The answer please, Chef?

Important enough to have two of its charter members selected as fans of the game by the Saintsations! Much love to ya, seats 7 and 8. Much love. And apologies for the accidental WHO DAT elbow to the head during the Falcons game.

Feel free to self-identify your photo -- but I'm reminded of Golden Spoon-winner Hattiesburg Hogan who gently told Chef after an embarrasing costume gliche . . . "Put your mustache back on beeotch! I'm embarrassed to look at you right now!"

Previous Menus

Miracle Monday . . . Sunday Brunch Favorites . . . Section 641 Sampler . . . Remember the first time you broke bread with Chef?

September 25, 2006
“This Bird’s for You!” House Specialties
Bird-Beak Bisque
Muffalconetta
Peregrine Poboy (sauteed falcon breast)
Blackened Falcon w/ Dirty Bird Rice
Falcon Fricassee
Bless Dem Boys Bread Pudding

October 8, 2006
“Pirate-Infused Brunch Buffet”

Pirate-Lite Items
Parrot Souflee
Arrrugula Salad
Pickled Pirate Lips

Haarghty Items
Hot Boiled Buccaneers
Boudin Buc Balls
Peg Leg Pirogue Platter
(boiled pegleg quarters in a buccaneer-bechamel sauce, served with diced simms’ spleen over scurvy scallopini)

Dessert
Bless Dem Boys Bread Pudding
(made famous on Miracle Monday!)

October 15, 2006
“Shoot the Bird Specials”

Starters
Boo Bird Bouillabaisse
Bald Eagle Boudin
Tailfeather Tacos

Entrees
Battered & Ball-less Bird-Meat Pie
The Boiled Bald Bird
(spicy combo of tasty boiled bird pieces – clipped wings, torn talons & broken beaks )

Desserts
Bless Dem Boys Bread Pudding
(2-0 in the dome! still works!)
Deuce Up-Side-Your-Head Cake
(I said, “deuce up side your head . . .”)

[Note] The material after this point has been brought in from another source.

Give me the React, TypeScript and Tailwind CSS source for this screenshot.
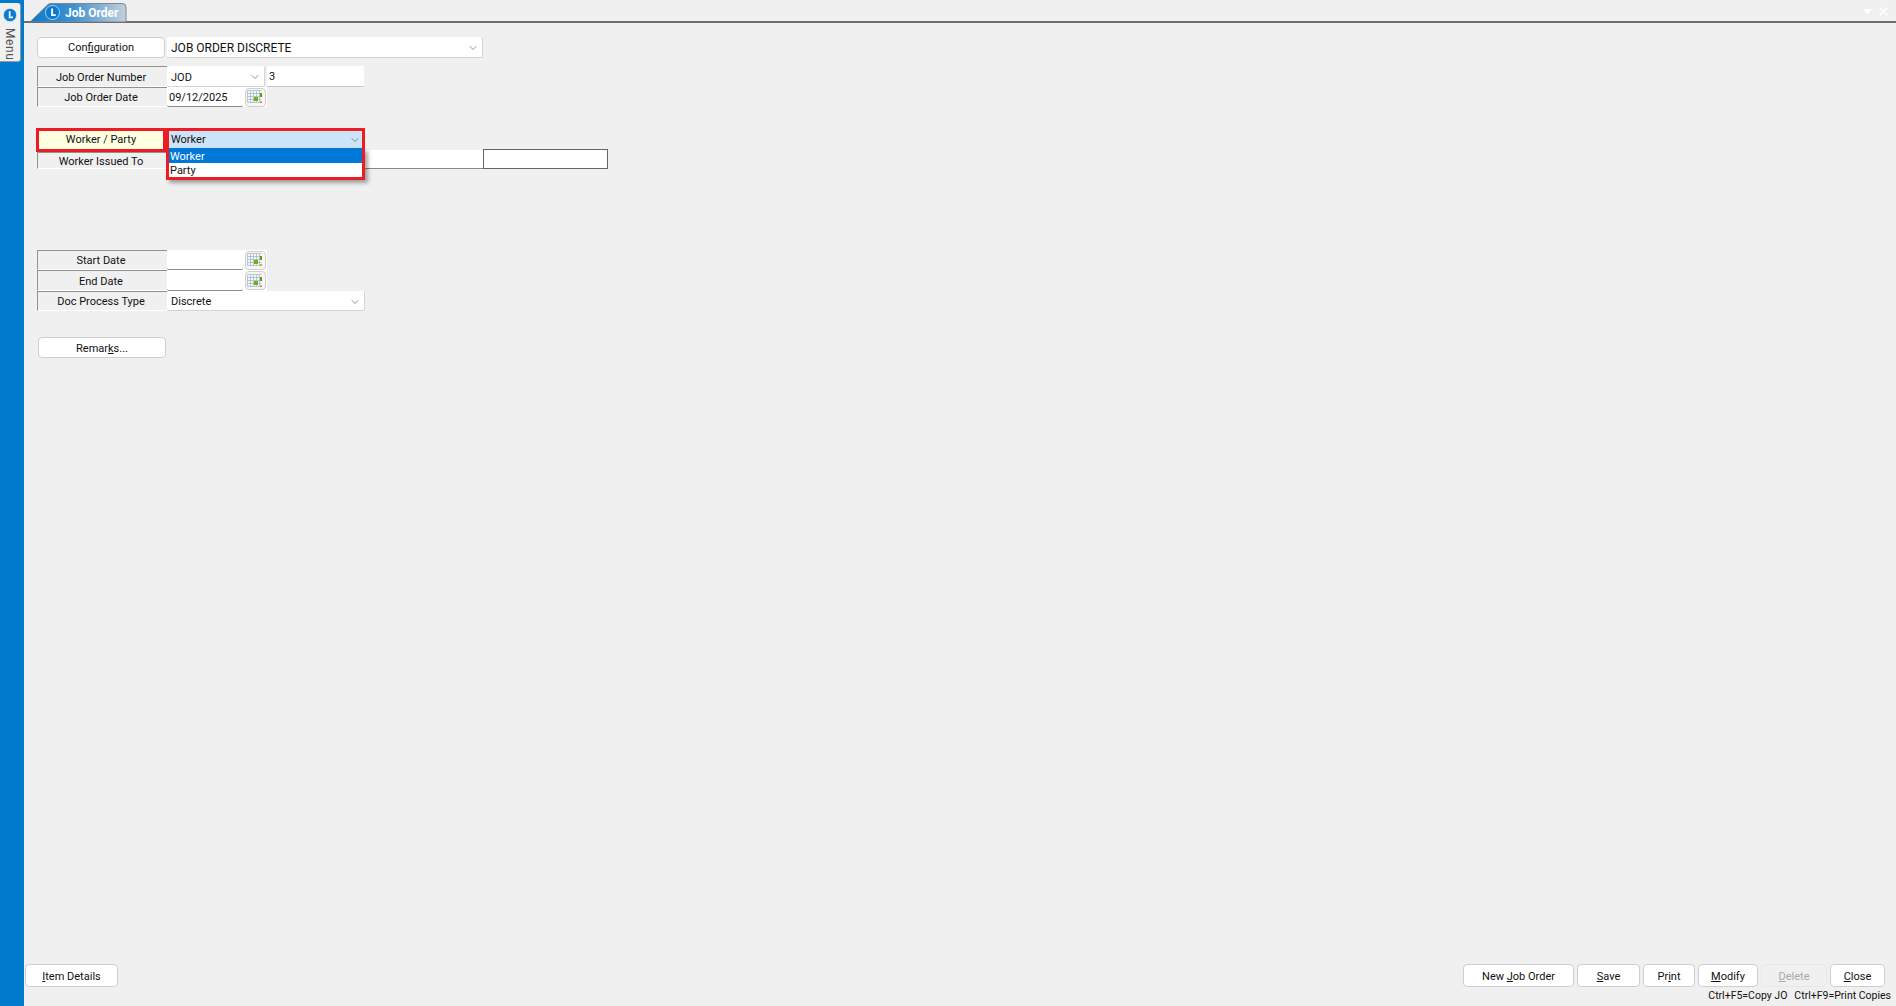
import { ChevronDown } from "lucide-react";
import type { ReactNode } from "react";

function FieldLabel({ children, className = "w-[130px] h-[20px]" }: { children: ReactNode; className?: string }) {
  return (
    <div
      className={`${className} shrink-0 flex items-center justify-center pr-[3px] pt-[1px] border-t border-l border-t-[#909090] border-l-[#909090] border-b border-b-white bg-[#f0f0f0]`}
    >
      {children}
    </div>
  );
}

function Combo({ value, className }: { value: string; className: string }) {
  return (
    <div className={`${className} flex items-center justify-between bg-white rounded-[2px] border-b border-r border-[#d4d4d4] pl-[4px] pr-[3px] pt-[2px]`}>
      <span>{value}</span>
      <ChevronDown size={12} strokeWidth={1.3} className="text-[#555]" />
    </div>
  );
}

function DateInput({ value = "" }: { value?: string }) {
  return (
    <div className="w-[76px] h-full bg-white border-b border-[#8a8a8a] rounded-b-[2px] pl-[2px] pt-[1px] flex items-center">
      {value}
    </div>
  );
}

function CalendarButton() {
  return (
    <div className="w-[24px] h-full bg-white flex items-center justify-center">
      <div className="w-[21px] h-[19px] rounded-[4px] border border-[#cfcfcf] bg-[#f6f6f6] flex items-center justify-center">
        <svg width="16" height="14" viewBox="0 0 16 14">
          <rect x="0.5" y="0.5" width="14" height="12" fill="#f4f7f9" />
          <path d="M0.5 1v11.5M3.5 1v11.5M6.5 1v11.5M9.5 1v11.5M12.5 1v11.5M0.5 0.5h14M0.5 3.5h14M0.5 6.5h14M0.5 9.5h14M0.5 12.5h14" stroke="#9db4c0" strokeWidth="0.7" />
          <rect x="7" y="7" width="4" height="4" fill="#76ad12" />
          <rect x="13" y="3" width="2" height="4" fill="#5f9a10" />
          <rect x="13" y="11" width="2" height="2" fill="#e8a04a" />
        </svg>
      </div>
    </div>
  );
}

function ActionButton({ children, className, disabled }: { children: ReactNode; className: string; disabled?: boolean }) {
  return (
    <div
      className={`${className} h-[23px] pt-[1px] flex items-center justify-center rounded-[4px] border ${
        disabled ? "bg-[#f0f0f0] border-[#e8e8e8] text-[#a8a8a8]" : "bg-white border-[#cfcfcf]"
      }`}
    >
      {children}
    </div>
  );
}

function LogoBall({ size }: { size: number }) {
  return (
    <svg width={size} height={size} viewBox="0 0 16 16">
      <circle cx="8" cy="8" r="7.5" fill="#0a7bd0" stroke="#dbeaf6" strokeWidth="0.8" />
      <path d="M6.6 3.8h2v6h2.8v2H6.6z" fill="#fff" />
    </svg>
  );
}

export default function App() {
  return (
    <div className="w-[1896px] h-[1006px] overflow-hidden flex bg-[#f0f0f0] text-[11px] leading-none text-[#111] font-['Roboto',Arial,sans-serif]">
      {/* Left menu strip */}
      <div className="w-[24px] shrink-0 bg-[#007acc] pt-[3px]">
        <div className="w-[21px] h-[59px] bg-[#f0f0f0] rounded-r-[3px] border-r border-b border-[#9a9a9a] flex flex-col items-center pt-[5px] gap-[6px]">
          <LogoBall size={14} />
          <span className="[writing-mode:vertical-rl] text-[12px] tracking-[0.6px] text-[#555]">Menu</span>
        </div>
      </div>

      <div className="flex-1 flex flex-col min-w-0">
        {/* Tab header */}
        <div className="h-[23px] shrink-0 border-b-2 border-[#6d6d6d] flex justify-between pl-[6px] pr-[8px] pt-[3px]">
          <div className="relative w-[97px] h-[19px] flex items-center pl-[23px] gap-[5px]">
            <svg className="absolute inset-0" width="97" height="19" viewBox="0 0 97 19">
              <defs>
                <linearGradient id="tabFill" x1="0" x2="1" y1="0" y2="0">
                  <stop offset="0" stopColor="#0a7ccb" />
                  <stop offset="0.45" stopColor="#3e90cf" />
                  <stop offset="1" stopColor="#c3d0dc" />
                </linearGradient>
              </defs>
              <path d="M0 19 L18 1.5 Q19 0.5 21 0.5 H92 Q96 0.5 96 4 V19 Z" fill="url(#tabFill)" stroke="#7d8790" strokeWidth="1" />
            </svg>
            <span className="relative -ml-[8px]">
              <LogoBall size={15} />
            </span>
            <span className="relative text-white font-bold text-[12px]">Job Order</span>
          </div>
          <div className="flex items-center gap-[7px] pb-[2px]">
            <svg width="9" height="5" viewBox="0 0 9 5">
              <path d="M0 0h9L4.5 5z" fill="#fff" />
            </svg>
            <svg width="9" height="9" viewBox="0 0 9 9">
              <path d="M0.5 0.5l8 8M8.5 0.5l-8 8" stroke="#fff" strokeWidth="1.3" />
            </svg>
          </div>
        </div>

        {/* Form */}
        <div className="flex-1 flex flex-col pl-[13px] pr-[11px]">
          <div className="mt-[14px] flex h-[21px] gap-[2px]">
            <div className="w-[128px] flex items-center justify-center bg-white rounded-[4px] border border-[#cfcfcf]">
              <span>
                Con<u>f</u>iguration
              </span>
            </div>
            <Combo value="JOB ORDER DISCRETE" className="w-[316px] text-[12px]" />
          </div>

          <div className="mt-[8px] flex h-[21px]">
            <FieldLabel className="w-[130px] h-[21px]">Job Order Number</FieldLabel>
            <Combo value="JOD" className="w-[98px]" />
            <div className="ml-[2px] w-[97px] bg-white border-b border-[#c8c8c8] pl-[2px] flex items-center">3</div>
          </div>

          <div className="flex h-[20px]">
            <FieldLabel className="w-[130px] h-[20px]">Job Order Date</FieldLabel>
            <DateInput value="09/12/2025" />
            <CalendarButton />
          </div>

          <div className="mt-[21px] flex h-[24px] relative">
            <div className="w-[130px] shrink-0 -ml-[1px] border-[3px] border-[#ed1c24] bg-[#ffffe1] flex items-center justify-center pb-[1px]">
              Worker / Party
            </div>
            <div className="w-[199px] border-[3px] border-[#ed1c24] border-b-0 bg-[#cce4f7] flex items-center justify-between pl-[2px] pr-[1px] pb-[4px]">
              <span>Worker</span>
              <ChevronDown size={12} strokeWidth={1.3} className="text-[#555]" />
            </div>
            {/* Open dropdown list */}
            <div className="absolute left-[129px] top-[20px] w-[199px] border-[3px] border-t-0 border-[#ed1c24] shadow-[3px_3px_4px_rgba(0,0,0,0.35)] z-10">
              <div className="h-[15px] bg-[#0078d7] text-white flex items-center pl-[1px] pt-[1px]">Worker</div>
              <div className="h-[14px] bg-white flex items-center pl-[1px]">Party</div>
            </div>
          </div>

          <div className="flex h-[17px]">
            <FieldLabel className="w-[130px] h-[17px]">Worker Issued To</FieldLabel>
            <div className="w-[316px] -mt-[2px] h-[19px] bg-white border-b border-[#8a8a8a]" />
            <div className="w-[125px] -mt-[3px] h-[20px] bg-white border border-[#666]" />
          </div>

          <div className="mt-[81px] flex h-[20px]">
            <FieldLabel className="w-[130px] h-[20px]">Start Date</FieldLabel>
            <DateInput />
            <CalendarButton />
          </div>
          <div className="flex h-[21px]">
            <FieldLabel className="w-[130px] h-[21px]">End Date</FieldLabel>
            <DateInput />
            <CalendarButton />
          </div>
          <div className="flex h-[20px]">
            <FieldLabel className="w-[130px] h-[20px]">Doc Process Type</FieldLabel>
            <Combo value="Discrete" className="w-[198px]" />
          </div>

          <div className="mt-[26px] ml-[1px] w-[128px] h-[21px] pt-[1px] flex items-center justify-center bg-white rounded-[4px] border border-[#cfcfcf]">
            <span>
              Remar<u>k</u>s...
            </span>
          </div>
        </div>

        {/* Bottom actions */}
        <div className="flex justify-between pl-[1px] pr-[11px]">
          <ActionButton className="w-[93px]">
            <span>
              <u>I</u>tem Details
            </span>
          </ActionButton>
          <div className="flex gap-[3px]">
            <ActionButton className="w-[111px]">
              <span>
                New <u>J</u>ob Order
              </span>
            </ActionButton>
            <ActionButton className="w-[63px]">
              <span>
                <u>S</u>ave
              </span>
            </ActionButton>
            <ActionButton className="w-[52px]">
              <span>
                Pr<u>i</u>nt
              </span>
            </ActionButton>
            <ActionButton className="w-[60px]">
              <span>
                <u>M</u>odify
              </span>
            </ActionButton>
            <ActionButton className="w-[66px]" disabled>
              <span>
                <u>D</u>elete
              </span>
            </ActionButton>
            <ActionButton className="w-[55px]">
              <span>
                <u>C</u>lose
              </span>
            </ActionButton>
          </div>
        </div>
        <div className="h-[19px] shrink-0 flex justify-end items-center pr-[5px] gap-[7px] text-[10.5px]">
          <span>Ctrl+F5=Copy JO</span>
          <span>Ctrl+F9=Print Copies</span>
        </div>
      </div>
    </div>
  );
}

* all entrees served with reggie-right-bayou bread

Tuesday, October 17, 2006

Superdome Upper Terrace Seeks Menu Items

Cafe 641 (a.ka. Roof-bangers Ristorante) has issued a call for menu items for the New Orleans Saints - Baltimore Ravens game on October 29. We've already dismembered, boiled, and deep-fried two sets of birds (e.g. Falcon Fricassee; Bald Eagle Boudin), and Chef Who Dat's hungry for more. Halloween, Edgar Allen Poe, and innovative bird dishes are desired. Winning menu items eligible for Chef's Golden Spoon award.